Released through Paramount, Sonic The Hedgehog sees a small-town police officer discover the titular animal, and attempt to defeat an evil genius who wants to do experiments on it. Ben Schwartz voices Sonic, with James Marden and Jim Carrey as the cop and evil genius.
Films based on video games have had mixed success at the box office; a pre-existing fanbase can provide a ready-made audience, but differences in tone and style between the two mediums can also bring criticism.
Warner Bros scored a hit with Pokemon Detective Pikachu, which dislodged Avengers: Endgame from top spot with a £4.9m opening in May last year. It ended on an impressive £13.6m.
Another Warner Bros title, 2018’s Tomb Raider, performed less well, opening to £2.6m but ending on just £7.7m.
There have been seven films based on the Resident Evil franchise, the highest-grossing of which is 2010’s Resident Evil: Afterlife 3D, which opened to £1.7m and ended on £4.8m.
Assassin’s Creed disappointed with a £1.9m opening and £8m final cume in January 2017.
Combining its family-friendly nature and PG-rating with the character’s enduring popularity across several decades, Paramount will hope for a fast start similar to that of Pikachu.
Universal is distributing Emma, the latest title in its long-standing output deal with Working Title Pictures.
Anya Taylor-Joy takes the title role in the latest adaptation of Jane Austen’s 1815 classic about the perils of misconstrued romance. Autumn de Wilde directs, with Screen Stars of Tomorrow Johnny Flynn (2005), Josh O’Connor (2016), Mia Goth (2014), Callum Turner (2014) and Chloe Pirrie (2013) also in the cast.
Disney’s 1996 adaptation starring Gwyneth Paltrow opened to £402,155, going on to £5.3m – a decent result for that time.

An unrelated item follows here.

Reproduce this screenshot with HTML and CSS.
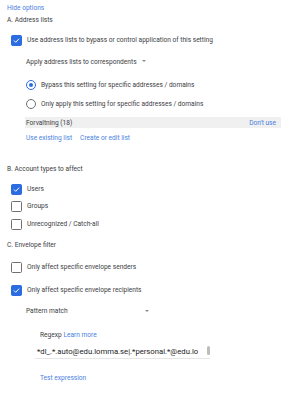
FILE: index.html
```html
<!DOCTYPE html>
<html>
<head>
<meta charset="utf-8">
<link rel="stylesheet" href="styles.css">
</head>
<body>
<div class="page">
  <div class="row r1"><a class="link">Hide options</a></div>
  <div class="row r2 heading">A. Address lists</div>
  <div class="row r3 check-row"><span class="cb on"><svg viewBox="0 0 11 11"><path d="M2.4 5.6 L4.5 7.7 L8.7 3.3" fill="none" stroke="#fff" stroke-width="1.2"/></svg></span><span>Use address lists to bypass or control application of this setting</span></div>
  <div class="row r4 indent select">Apply address lists to correspondents <span class="caret"></span></div>
  <div class="row r5 indent radio-row"><span class="radio on"></span><span>Bypass this setting for specific addresses / domains</span></div>
  <div class="row r6 indent radio-row"><span class="radio"></span><span>Only apply this setting for specific addresses / domains</span></div>
  <div class="row r7 listbar"><span>Forvaltning (18)</span><a class="link">Don't use</a></div>
  <div class="row r8 indent links"><a class="link">Use existing list</a><a class="link">Create or edit list</a></div>
  <div class="row r9 heading">B. Account types to affect</div>
  <div class="row r10 check-row"><span class="cb on"><svg viewBox="0 0 11 11"><path d="M2.4 5.6 L4.5 7.7 L8.7 3.3" fill="none" stroke="#fff" stroke-width="1.2"/></svg></span><span>Users</span></div>
  <div class="row r11 check-row"><span class="cb"></span><span>Groups</span></div>
  <div class="row r12 check-row"><span class="cb"></span><span>Unrecognized / Catch-all</span></div>
  <div class="row r13 heading">C. Envelope filter</div>
  <div class="row r14 check-row"><span class="cb"></span><span>Only affect specific envelope senders</span></div>
  <div class="row r15 check-row"><span class="cb on"><svg viewBox="0 0 11 11"><path d="M2.4 5.6 L4.5 7.7 L8.7 3.3" fill="none" stroke="#fff" stroke-width="1.2"/></svg></span><span>Only affect specific envelope recipients</span></div>
  <div class="row r16 indent select pm"><span class="pm-label">Pattern match</span><span class="caret"></span></div>
  <div class="row r17 indent2">Regexp&nbsp;<a class="link">Learn more</a></div>
  <div class="row r18 textarea"><span class="ta-text">*dl_.*.auto@edu.lomma.se|.*personal.*@edu.lo</span><span class="thumb"></span></div>
  <div class="row r19 indent2"><a class="link">Test expression</a></div>
</div>
</body>
</html>
```
FILE: styles.css
```css
html, body { margin: 0; padding: 0; background: #fff; }
body {
  font-family: Roboto, "Liberation Sans", sans-serif;
  font-size: 6.6px;
  color: #3c4043;
  width: 289px;
  height: 400px;
  overflow: hidden;
}
.page { padding: 2px 0 0 7px; }
.row { display: flex; align-items: center; white-space: nowrap; }
.link { color: #4a7fe0; text-decoration: none; }
.heading { color: #3c4043; }
.indent { padding-left: 19px; }
.indent2 { padding-left: 33px; }

.r1 { height: 12px; }
.r2 { height: 12px; }
.r3 { height: 16px; margin-top: 6px; }
.r4 { height: 14px; margin-top: 7px; }
.r5 { height: 14px; margin-top: 9px; }
.r6 { height: 14px; margin-top: 5px; }
.r7 { height: 11px; margin-top: 6px; }
.r8 { height: 12px; margin-top: 4px; }
.r9 { height: 12px; margin-top: 19px; }
.r10 { height: 14px; margin-top: 7px; }
.r11 { height: 14px; margin-top: 3px; }
.r12 { height: 14px; margin-top: 4px; }
.r13 { height: 12px; margin-top: 8px; }
.r14 { height: 14px; margin-top: 9px; }
.r15 { height: 14px; margin-top: 9px; }
.r16 { height: 12px; margin-top: 8px; }
.r17 { height: 12px; margin-top: 12px; }
.r18 { height: 14px; margin-top: 4px; }
.r19 { height: 12px; margin-top: 13px; }

.check-row { padding-left: 4px; gap: 5px; }
.cb {
  width: 9px; height: 9px;
  border: 1px solid #6f6f6f;
  border-radius: 1.5px;
  display: inline-flex;
  box-sizing: content-box;
}
.cb.on { background: #2b6de0; border-color: #2b6de0; }
.cb svg { width: 9px; height: 9px; }

.radio-row { gap: 5px; }
.radio {
  width: 8px; height: 8px;
  border: 1px solid #6f6f6f;
  border-radius: 50%;
  display: inline-flex;
  align-items: center;
  justify-content: center;
}
.radio.on { border-color: #2b6de0; }
.radio.on::after {
  content: "";
  width: 4px; height: 4px;
  border-radius: 50%;
  background: #2b6de0;
}

.select { gap: 0; }
.caret {
  display: inline-block;
  width: 0; height: 0;
  border-left: 2.5px solid transparent;
  border-right: 2.5px solid transparent;
  border-top: 2.5px solid #8a8a8a;
  margin-left: 5px;
  margin-top: -2px;
}
.pm-label { width: 117px; }
.pm .caret { margin-left: 2px; margin-top: -1px; }

.listbar {
  margin-left: 18px;
  width: 250px;
  padding: 0 5px 0 1px;
  background: #f0f0f0;
  justify-content: space-between;
  color: #3c4043;
}
.links { gap: 8px; }

.textarea {
  margin-left: 28px;
  width: 175px;
  padding-left: 2px;
  border-bottom: 1px solid #e6e6e6;
  justify-content: space-between;
  box-sizing: border-box;
}
.ta-text { font-size: 7.7px; color: #222; }
.thumb {
  width: 3px; height: 9px;
  background: #bdbdbd;
  border-radius: 1.5px;
  margin-bottom: 2px;
}
```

The book had also been loosely adapted by Amy Heckerling the previous year for the modern-day LA-set Clueless (opened: £638,212, closed: £3.9m), which stars Alicia Silverstone and is widely-considered a teen drama classic.
Rajshree Ojha directed a 2010 Hindi-language contemporary adaptation, which opened to £52,759 and ended on £118,792.
Taylor-Joy has worked consistently since her feature debut in Sundance 2015 breakout The Witch, released in the UK in August 2016 to a £1.2m total gross. Her highest-grossing titles are the second and third instalments of M. Night Shyamalan’s Eastrail 177 trilogy, 2017’s Split (£11.4m) and 2019’s Glass (£11m).
Following on from its shock best picture and best director win at last weekend’s Oscars, Bong Joon Ho’s Parasite will look to build on the £2.6m it has already made as it expands its locations by over 200%.
Distributed by Curzon in partnership with Studiocanal, the film will grow from 136 sites to 430 from today (Friday 14), making it one of the widest non-English language releases of all time at the UK box office.
Its midweek performance has held strong from its £1.1m opening weekend, with the film in third place behind 1917 and Birds Of Prey from Monday to Wednesday, and moving to second above the latter yesterday.
It has also grossed the highest first-week amount of any title to have played at Curzon’s venues. It took £300,715, topping the £298,561 of 2015’s Spectre.
On Valentine’s Day, Signature is distributing something of a counter-programming option – Takashi Miike’s First Love, a comedy-crime-romance hybrid about a boxer and sex worker who get caught in a drug-smuggling scheme in Tokyo.
The film debuted in Directors’ Fortnight at Cannes last year.
The prolific Miike has directed 88 titles since 1991 across theatrical and straight-to-video releases, his most successful being 2011’s 13 Assassins (opened: £108,445, closed: £380,481).
New Wave Films has Jean-Paul Civeyrac’s French drama A Paris Education, which debuted in Panorama at Berlinale 2018.
Wildcard Distribution has Ciaran Cassidy’s documentary Jihad Jane, about two American women who went looking for love online and end up being imprisoned on terrorism charges.
Doc specialist Dogwoof has When Lambs Become Lions, a Tribeca 2018 premiere about an ivory dealer in Kenya trying to protect his trade from exterior forces.
Five days after Parasite broke new ground, several non-English language titles hit UK cinemas.
Phoenix Productions is releasing Sicilian-set Polish romance drama 365 Days; Kaleidoscope has Chinese animated comedy Spycies, which is released with an English-language dub; while B4U Network has Jagdeep Sidhu’s Punjabi-language romance Sufna.
Rep titles include Joel Schumacher’s 1987 comedy-horror The Lost Boys through Warner Bros; and Jerry Zucker’s 1990 fantasy romance Ghost through Park Circus.
As well as Parasite, key holdovers include the second weekend of number one title Dolittle; the ongoing run of 1917, which on Wednesday became eOne’s highest-grossing theatrical release of all time in the UK by reaching £36.5m; and Warner Bros’ Birds Of Prey.